This morning’s baggage handler and ground staff stoppage at major Qantas domestic terminals was nothing worse than a minor inconvenience to most passengers, and unlike the concurrent long haul pilot and licensed engineer disputes had nothing to do with alleged collapsing Qantas flight safety standards through offshore maintenance outsourcing or shrinking its flag carrier operations to pursue minority owned Asia-based investments.
Qantas passengers today only had to worry about the risk, which most were spared, of missing a meeting or arriving in Brisbane to discover their checked bag had gone to Broome.
But the other disputes, which have been pushed into the background today, mean that most passengers who want to fly the flag to London for the Olympics next year won’t even get the chance to fly Qantas, as it has cut its Heathrow airport access in half, voluntarily, to twice daily A380s, to divert resources into a new brand Q airline venture somewhere in Asia, once its gets approval.
It is that dispute with the pilots, over keeping Qantas as an Australian airline flown by Australian based and trained pilots, which is much more vital to the future of the carrier, and its brand value.
No airline management has ever given away access to one of the world’s most valuable assets, London slots, in order to get richer, as Qantas recently claimed, by offshoring a Qantas-controlled single aisle airline with a silly name to a base in Kuala Lumpur, Singapore, Shanghai, Hong Kong or Manila, or anywhere without Australian labour and tax laws.

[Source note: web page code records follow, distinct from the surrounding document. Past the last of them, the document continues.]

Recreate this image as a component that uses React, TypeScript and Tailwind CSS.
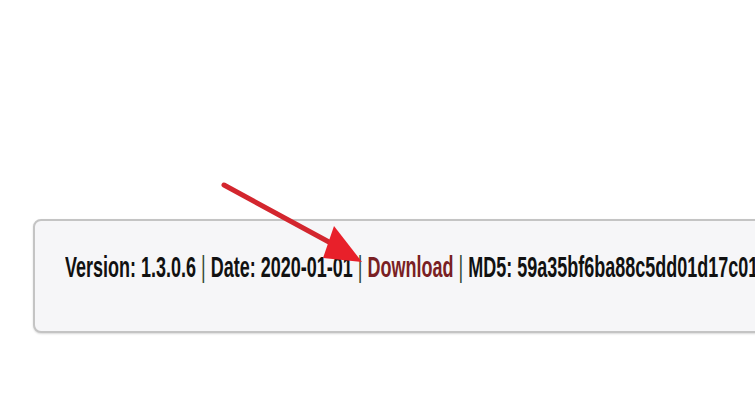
export default function App() {
  return (
    <div className="relative w-[755px] h-[400px] overflow-hidden bg-white">
      <div className="pt-[219px] pl-[33px]">
        <div className="w-[760px] h-[114px] flex items-center pl-[30px] pb-[18px] rounded-[8px] border-2 border-[#c4c4c4] bg-[#f6f6f8] shadow-[0_1px_2px_rgba(0,0,0,0.15)]">
          <div
            className="origin-left scale-x-[0.6] whitespace-nowrap text-[30px] font-bold leading-none text-[#111111]"
            style={{ fontFamily: '"Liberation Sans", Arial, sans-serif' }}
          >
            <span>Version: 1.3.0.6 </span>
            <span className="font-normal text-[#2f4a33]">|</span>
            <span> Date: 2020-01-01 </span>
            <span className="font-normal text-[#2f4a33]">|</span>
            <span className="text-[#7a1f24]"> Download </span>
            <span className="font-normal text-[#2f4a33]">|</span>
            <span> MD5: 59a35bf6ba88c5dd01d17c01a8f3</span>
          </div>
        </div>
      </div>
      <svg className="absolute left-0 top-0" width="755" height="400" viewBox="0 0 755 400">
        <line x1="224" y1="185" x2="340" y2="248" stroke="#d3262e" strokeWidth="5" strokeLinecap="round" />
        <polygon points="334,226 362,262 323,258" fill="#e8202a" />
      </svg>
    </div>
  );
}
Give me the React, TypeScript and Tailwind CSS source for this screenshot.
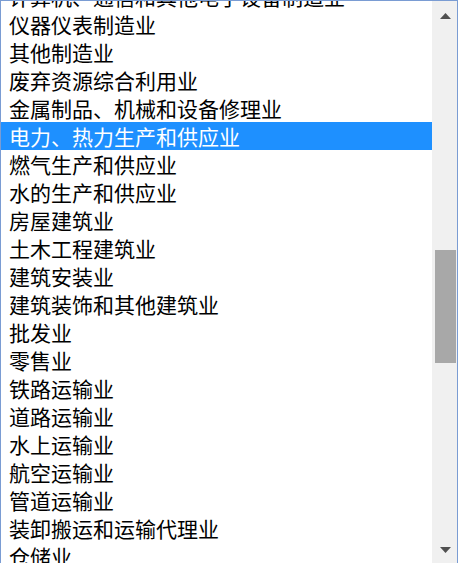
const items = [
  "计算机、通信和其他电子设备制造业",
  "仪器仪表制造业",
  "其他制造业",
  "废弃资源综合利用业",
  "金属制品、机械和设备修理业",
  "电力、热力生产和供应业",
  "燃气生产和供应业",
  "水的生产和供应业",
  "房屋建筑业",
  "土木工程建筑业",
  "建筑安装业",
  "建筑装饰和其他建筑业",
  "批发业",
  "零售业",
  "铁路运输业",
  "道路运输业",
  "水上运输业",
  "航空运输业",
  "管道运输业",
  "装卸搬运和运输代理业",
  "仓储业",
];

const selected = "电力、热力生产和供应业";

export default function App() {
  return (
    <div className="w-[458px] h-[563px] overflow-hidden bg-white border-l border-t border-r border-[#7a9cd3] flex font-['Microsoft_YaHei','Noto_Sans_CJK_SC',sans-serif]">
      {/* Options list */}
      <div className="w-[431px] overflow-hidden">
        <ul className="-mt-[19px]">
          {items.map((item) => (
            <li
              key={item}
              className={
                item === selected
                  ? "h-[28px] leading-[28px] pl-[8px] text-[21px] whitespace-nowrap bg-[#1e90ff] text-white"
                  : "h-[28px] leading-[28px] pl-[8px] text-[21px] whitespace-nowrap text-black"
              }
            >
              {item}
            </li>
          ))}
        </ul>
      </div>

      {/* Scrollbar */}
      <div className="w-[25px] h-full bg-[#f0f0f0] flex flex-col items-center">
        <svg width="11" height="7" viewBox="0 0 11 7" className="mt-[12px] ml-[1px]">
          <path d="M5.5 0 L11 6 L0 6 Z" fill="#505050" />
        </svg>
        <div className="mt-[230px] w-[21px] h-[113px] bg-[#a8a8a8] ml-[1px]" />
        <div className="flex-1" />
        <svg width="11" height="7" viewBox="0 0 11 7" className="mb-[9px] ml-[1px]">
          <path d="M0 0 L11 0 L5.5 6 Z" fill="#505050" />
        </svg>
      </div>
    </div>
  );
}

“Red Q” or FAQ or whatever far-out Q gets the nod is not a low-cost franchising operation like Jetstar in its Singapore, Vietnam and forthcoming Japan entities. It is a premium carrier with a range-challenged single-aisled jet that Qantas promises will open new connections to Europe as well as muscle in on the intra-Asian premium routes dominated by long-established Asian brands.
It is to be Australia’s version of the “new gold mountain”, as Chinese gold diggers referred to the Victorian gold fields of the 19th century. And it is frankly unbelievably naïve, and a much more material threat to the future of Qantas given the strategic choice of the current management, to downsize Qantas international in favor of a trans-border low-cost franchise in Jetstar and the new RedQ super luxury brand.
The RedQ plan, promised for the first half of next year when it was confirmed last August, has already slipped to some time in 2013, which will be on current indications the fourth year in which Qantas investors will get no dividend, and possibly slip to less than a 10% share on the Australia-international market, assisted by voluntary gifting of capacity to foreign-owned competitors.
If Qantas really wants other nation flag carrier status for brand Q in Singapore, China or Malaysia, it is inevitable that those countries will demand reciprocal privileges for their own brand Australia operations, with obvious implications for whatever is left of the Qantas network from Australia to the rest of the world.
The opportunities for such entities to totally destroy brand Q ought to be obvious, but for the general travelling public, not front of mind on a day when maybe one in 10 Qantas mainline customers has been delayed more than might be considered normal for a Tuesday morning.